[Interface markup and scripts]
* start *
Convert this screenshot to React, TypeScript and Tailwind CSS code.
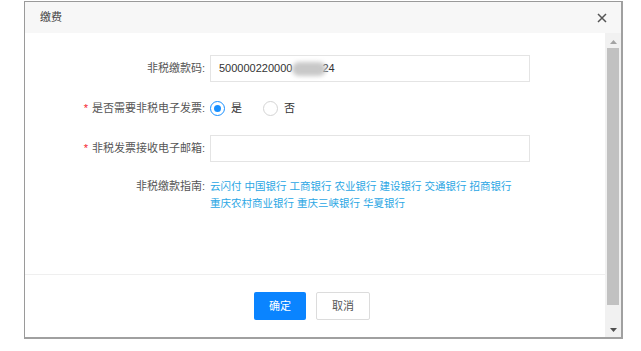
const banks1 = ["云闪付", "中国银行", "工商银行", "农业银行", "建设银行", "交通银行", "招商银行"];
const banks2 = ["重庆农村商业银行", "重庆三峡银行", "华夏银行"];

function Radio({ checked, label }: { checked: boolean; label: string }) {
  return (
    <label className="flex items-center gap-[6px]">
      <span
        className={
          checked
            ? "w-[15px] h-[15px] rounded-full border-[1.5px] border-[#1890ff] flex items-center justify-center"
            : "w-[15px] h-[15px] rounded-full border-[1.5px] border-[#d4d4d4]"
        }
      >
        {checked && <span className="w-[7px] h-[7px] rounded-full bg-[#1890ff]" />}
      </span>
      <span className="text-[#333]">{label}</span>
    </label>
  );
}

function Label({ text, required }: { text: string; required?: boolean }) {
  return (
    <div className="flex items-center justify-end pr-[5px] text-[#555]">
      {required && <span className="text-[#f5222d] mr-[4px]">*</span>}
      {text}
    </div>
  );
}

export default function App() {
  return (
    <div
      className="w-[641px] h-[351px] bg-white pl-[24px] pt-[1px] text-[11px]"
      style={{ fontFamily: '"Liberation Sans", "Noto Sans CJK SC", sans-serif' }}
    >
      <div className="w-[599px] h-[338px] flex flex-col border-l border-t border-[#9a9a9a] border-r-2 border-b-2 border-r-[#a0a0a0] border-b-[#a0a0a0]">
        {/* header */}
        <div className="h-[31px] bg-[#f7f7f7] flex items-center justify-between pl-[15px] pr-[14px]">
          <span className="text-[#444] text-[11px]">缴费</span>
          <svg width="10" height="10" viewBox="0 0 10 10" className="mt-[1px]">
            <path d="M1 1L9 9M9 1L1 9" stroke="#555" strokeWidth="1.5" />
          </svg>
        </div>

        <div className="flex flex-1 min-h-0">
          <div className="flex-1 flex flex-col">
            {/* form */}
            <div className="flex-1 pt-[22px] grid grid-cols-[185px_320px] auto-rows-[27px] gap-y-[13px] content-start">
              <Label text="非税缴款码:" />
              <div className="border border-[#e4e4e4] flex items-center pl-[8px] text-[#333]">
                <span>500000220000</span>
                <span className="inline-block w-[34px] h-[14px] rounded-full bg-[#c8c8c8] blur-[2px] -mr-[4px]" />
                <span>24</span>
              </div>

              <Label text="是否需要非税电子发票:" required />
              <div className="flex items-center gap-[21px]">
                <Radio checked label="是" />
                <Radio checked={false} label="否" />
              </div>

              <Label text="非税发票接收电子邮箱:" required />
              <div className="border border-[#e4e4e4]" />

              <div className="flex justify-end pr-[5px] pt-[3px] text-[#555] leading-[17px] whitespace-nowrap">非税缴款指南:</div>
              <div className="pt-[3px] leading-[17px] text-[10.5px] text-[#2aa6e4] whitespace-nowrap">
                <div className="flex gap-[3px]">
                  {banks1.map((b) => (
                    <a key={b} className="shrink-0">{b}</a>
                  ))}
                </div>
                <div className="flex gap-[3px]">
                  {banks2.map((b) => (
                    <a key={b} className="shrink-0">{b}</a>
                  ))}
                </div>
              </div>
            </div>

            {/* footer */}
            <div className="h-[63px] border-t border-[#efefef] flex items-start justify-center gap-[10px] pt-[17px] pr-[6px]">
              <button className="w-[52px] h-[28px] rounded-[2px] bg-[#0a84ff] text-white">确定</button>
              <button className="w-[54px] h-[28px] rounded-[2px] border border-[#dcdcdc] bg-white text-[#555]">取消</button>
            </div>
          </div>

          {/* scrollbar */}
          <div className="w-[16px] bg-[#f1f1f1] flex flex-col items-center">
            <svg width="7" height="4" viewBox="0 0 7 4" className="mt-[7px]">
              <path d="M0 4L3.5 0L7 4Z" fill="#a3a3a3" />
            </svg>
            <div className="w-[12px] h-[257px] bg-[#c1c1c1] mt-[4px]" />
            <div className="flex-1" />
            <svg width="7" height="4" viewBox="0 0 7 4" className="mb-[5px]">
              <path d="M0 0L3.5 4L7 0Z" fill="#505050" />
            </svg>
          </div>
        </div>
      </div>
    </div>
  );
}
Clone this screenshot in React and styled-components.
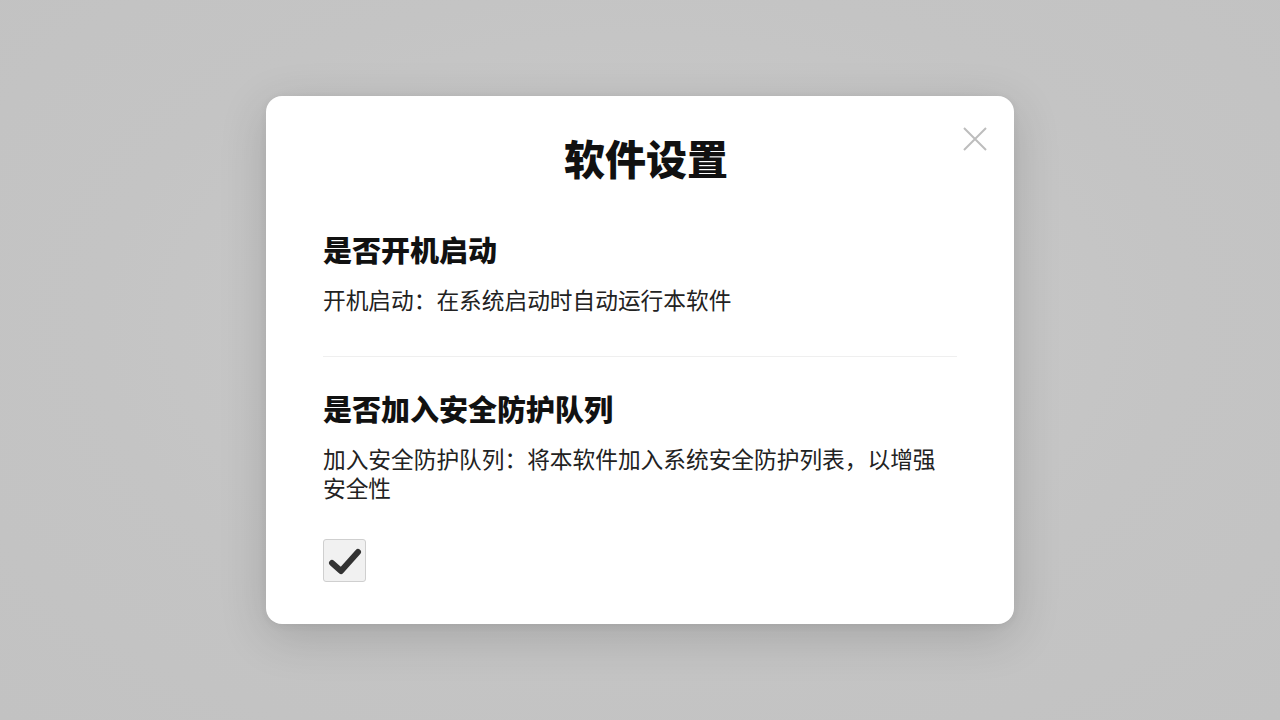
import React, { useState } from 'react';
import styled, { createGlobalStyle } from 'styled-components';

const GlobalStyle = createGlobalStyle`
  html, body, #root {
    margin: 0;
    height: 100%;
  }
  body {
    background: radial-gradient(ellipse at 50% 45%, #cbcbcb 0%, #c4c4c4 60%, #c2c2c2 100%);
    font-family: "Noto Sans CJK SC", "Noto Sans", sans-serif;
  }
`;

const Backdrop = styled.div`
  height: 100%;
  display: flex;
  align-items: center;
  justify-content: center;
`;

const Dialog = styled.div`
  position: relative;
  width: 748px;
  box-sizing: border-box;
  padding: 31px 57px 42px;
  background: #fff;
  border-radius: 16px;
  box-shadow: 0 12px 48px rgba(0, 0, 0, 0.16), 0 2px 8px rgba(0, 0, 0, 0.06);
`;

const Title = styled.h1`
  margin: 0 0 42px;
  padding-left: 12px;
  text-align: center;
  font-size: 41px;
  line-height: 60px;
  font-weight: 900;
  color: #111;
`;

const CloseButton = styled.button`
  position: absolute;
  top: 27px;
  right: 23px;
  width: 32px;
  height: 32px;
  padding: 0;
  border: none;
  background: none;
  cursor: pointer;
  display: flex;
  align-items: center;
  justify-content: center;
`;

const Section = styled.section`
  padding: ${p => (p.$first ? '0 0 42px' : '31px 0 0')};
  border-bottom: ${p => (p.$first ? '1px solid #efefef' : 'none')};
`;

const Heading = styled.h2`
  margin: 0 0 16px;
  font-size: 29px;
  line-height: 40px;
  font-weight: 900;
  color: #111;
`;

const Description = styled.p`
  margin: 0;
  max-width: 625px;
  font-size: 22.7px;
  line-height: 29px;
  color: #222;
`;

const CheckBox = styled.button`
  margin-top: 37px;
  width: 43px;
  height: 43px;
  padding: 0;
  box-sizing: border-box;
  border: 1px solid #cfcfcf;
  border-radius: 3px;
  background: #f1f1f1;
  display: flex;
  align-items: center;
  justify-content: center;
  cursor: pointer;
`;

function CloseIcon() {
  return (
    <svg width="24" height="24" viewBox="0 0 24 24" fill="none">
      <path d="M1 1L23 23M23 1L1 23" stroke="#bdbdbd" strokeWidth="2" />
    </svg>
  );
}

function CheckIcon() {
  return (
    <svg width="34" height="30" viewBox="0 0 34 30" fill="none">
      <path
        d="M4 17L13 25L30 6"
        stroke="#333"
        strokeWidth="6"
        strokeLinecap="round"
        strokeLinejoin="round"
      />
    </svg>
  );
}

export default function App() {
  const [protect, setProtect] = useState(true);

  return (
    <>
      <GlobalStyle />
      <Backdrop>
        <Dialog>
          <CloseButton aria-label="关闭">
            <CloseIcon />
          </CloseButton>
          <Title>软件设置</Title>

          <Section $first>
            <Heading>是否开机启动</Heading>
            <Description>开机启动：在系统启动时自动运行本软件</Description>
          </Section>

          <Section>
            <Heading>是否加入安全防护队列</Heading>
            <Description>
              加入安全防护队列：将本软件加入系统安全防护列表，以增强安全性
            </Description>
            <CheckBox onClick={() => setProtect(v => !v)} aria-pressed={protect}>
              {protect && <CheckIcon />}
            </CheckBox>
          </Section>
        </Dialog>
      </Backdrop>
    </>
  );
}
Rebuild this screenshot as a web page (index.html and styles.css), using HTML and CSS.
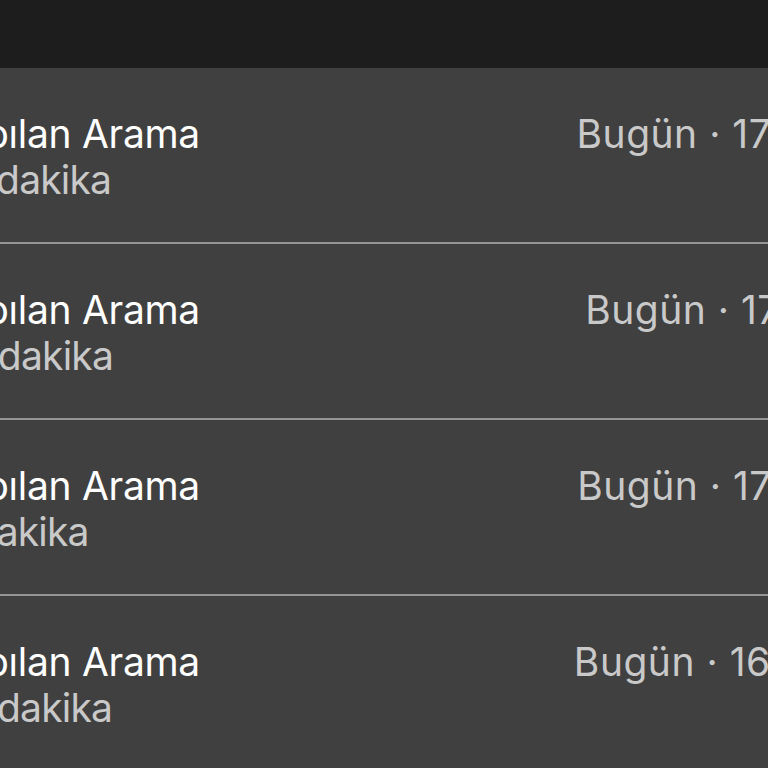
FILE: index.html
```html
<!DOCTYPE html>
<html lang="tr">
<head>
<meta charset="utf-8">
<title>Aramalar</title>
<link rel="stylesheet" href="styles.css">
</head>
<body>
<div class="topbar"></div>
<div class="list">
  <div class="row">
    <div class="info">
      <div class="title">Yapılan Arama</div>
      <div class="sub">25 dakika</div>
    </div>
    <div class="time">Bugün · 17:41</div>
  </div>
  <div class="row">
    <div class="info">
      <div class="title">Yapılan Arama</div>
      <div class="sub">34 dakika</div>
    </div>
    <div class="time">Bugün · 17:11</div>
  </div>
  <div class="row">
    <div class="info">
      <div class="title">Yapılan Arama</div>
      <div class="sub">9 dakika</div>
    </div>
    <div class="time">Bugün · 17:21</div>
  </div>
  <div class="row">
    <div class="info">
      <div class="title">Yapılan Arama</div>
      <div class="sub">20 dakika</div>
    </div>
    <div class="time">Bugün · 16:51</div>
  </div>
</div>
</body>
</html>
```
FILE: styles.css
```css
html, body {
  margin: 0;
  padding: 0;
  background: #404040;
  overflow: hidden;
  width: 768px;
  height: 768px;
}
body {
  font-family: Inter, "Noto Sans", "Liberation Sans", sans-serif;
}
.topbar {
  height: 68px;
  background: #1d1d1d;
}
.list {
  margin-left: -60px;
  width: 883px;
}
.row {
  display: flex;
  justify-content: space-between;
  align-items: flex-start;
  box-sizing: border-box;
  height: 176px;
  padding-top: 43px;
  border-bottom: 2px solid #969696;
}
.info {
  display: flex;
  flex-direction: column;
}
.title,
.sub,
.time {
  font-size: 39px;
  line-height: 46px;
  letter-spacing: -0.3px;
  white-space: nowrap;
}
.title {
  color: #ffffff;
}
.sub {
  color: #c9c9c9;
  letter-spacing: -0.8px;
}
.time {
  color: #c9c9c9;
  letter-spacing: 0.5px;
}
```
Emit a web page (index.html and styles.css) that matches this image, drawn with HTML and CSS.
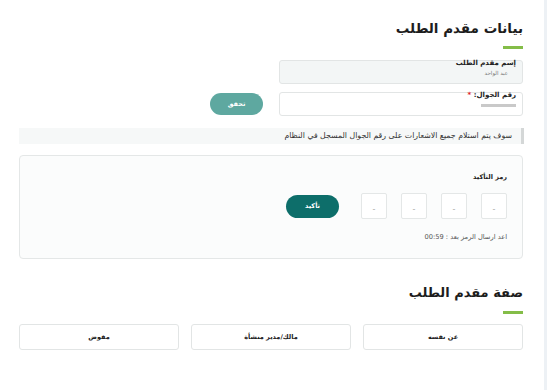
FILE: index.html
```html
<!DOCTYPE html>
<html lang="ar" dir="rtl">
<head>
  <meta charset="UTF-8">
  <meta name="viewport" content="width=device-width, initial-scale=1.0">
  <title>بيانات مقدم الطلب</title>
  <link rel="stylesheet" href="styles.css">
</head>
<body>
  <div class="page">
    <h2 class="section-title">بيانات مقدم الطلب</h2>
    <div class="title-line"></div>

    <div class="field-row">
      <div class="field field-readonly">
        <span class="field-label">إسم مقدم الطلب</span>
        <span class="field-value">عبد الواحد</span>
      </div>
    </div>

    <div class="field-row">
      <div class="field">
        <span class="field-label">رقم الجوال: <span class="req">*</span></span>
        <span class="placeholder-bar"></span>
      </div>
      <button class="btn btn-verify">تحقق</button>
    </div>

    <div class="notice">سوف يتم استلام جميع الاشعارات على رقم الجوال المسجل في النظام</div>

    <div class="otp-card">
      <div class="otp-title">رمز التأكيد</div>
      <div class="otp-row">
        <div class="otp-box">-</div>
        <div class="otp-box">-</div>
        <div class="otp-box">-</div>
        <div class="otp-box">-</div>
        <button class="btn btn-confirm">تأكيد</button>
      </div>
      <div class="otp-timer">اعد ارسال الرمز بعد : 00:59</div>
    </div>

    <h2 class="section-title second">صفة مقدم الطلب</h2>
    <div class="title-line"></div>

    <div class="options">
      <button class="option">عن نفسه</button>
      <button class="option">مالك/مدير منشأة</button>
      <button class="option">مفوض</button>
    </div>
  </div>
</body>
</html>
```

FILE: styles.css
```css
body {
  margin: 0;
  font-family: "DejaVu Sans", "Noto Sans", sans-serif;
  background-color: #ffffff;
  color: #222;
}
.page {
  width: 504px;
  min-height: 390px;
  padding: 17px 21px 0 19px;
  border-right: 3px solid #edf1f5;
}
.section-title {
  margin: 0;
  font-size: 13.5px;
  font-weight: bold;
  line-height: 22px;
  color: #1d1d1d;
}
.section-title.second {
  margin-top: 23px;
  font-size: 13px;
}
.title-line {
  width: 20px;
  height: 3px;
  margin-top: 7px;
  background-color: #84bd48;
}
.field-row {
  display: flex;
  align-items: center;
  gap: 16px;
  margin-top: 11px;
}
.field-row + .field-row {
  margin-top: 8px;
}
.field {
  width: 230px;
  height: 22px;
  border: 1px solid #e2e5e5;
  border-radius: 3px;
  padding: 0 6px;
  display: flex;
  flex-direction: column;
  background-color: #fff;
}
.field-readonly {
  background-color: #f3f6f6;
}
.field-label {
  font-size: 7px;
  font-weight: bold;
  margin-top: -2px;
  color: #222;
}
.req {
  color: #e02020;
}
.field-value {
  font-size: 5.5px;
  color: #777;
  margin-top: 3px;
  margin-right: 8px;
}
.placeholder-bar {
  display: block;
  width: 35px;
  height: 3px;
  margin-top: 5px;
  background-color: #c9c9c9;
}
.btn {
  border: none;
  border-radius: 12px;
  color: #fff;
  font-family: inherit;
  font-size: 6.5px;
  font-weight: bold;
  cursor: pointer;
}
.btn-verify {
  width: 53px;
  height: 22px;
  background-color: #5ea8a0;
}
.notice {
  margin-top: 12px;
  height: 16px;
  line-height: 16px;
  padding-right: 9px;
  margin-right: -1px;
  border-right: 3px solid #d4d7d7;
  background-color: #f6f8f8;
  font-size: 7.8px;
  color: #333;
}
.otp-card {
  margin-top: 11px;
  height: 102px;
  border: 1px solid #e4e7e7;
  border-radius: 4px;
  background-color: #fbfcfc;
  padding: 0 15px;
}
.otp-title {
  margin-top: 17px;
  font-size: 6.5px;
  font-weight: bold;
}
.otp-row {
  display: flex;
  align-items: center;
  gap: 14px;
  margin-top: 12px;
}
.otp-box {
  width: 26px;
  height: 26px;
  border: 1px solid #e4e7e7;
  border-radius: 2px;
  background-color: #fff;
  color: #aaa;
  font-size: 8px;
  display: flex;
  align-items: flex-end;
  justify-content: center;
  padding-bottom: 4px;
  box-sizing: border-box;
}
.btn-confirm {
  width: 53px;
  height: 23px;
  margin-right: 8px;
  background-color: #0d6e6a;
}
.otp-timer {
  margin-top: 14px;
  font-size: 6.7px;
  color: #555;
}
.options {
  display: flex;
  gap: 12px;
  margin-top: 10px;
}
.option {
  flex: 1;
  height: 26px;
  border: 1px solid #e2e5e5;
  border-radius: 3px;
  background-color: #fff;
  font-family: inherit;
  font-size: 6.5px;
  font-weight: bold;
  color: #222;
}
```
* end *
Check the records above line by line and tally those holding the string "components". Answer with the number only.

2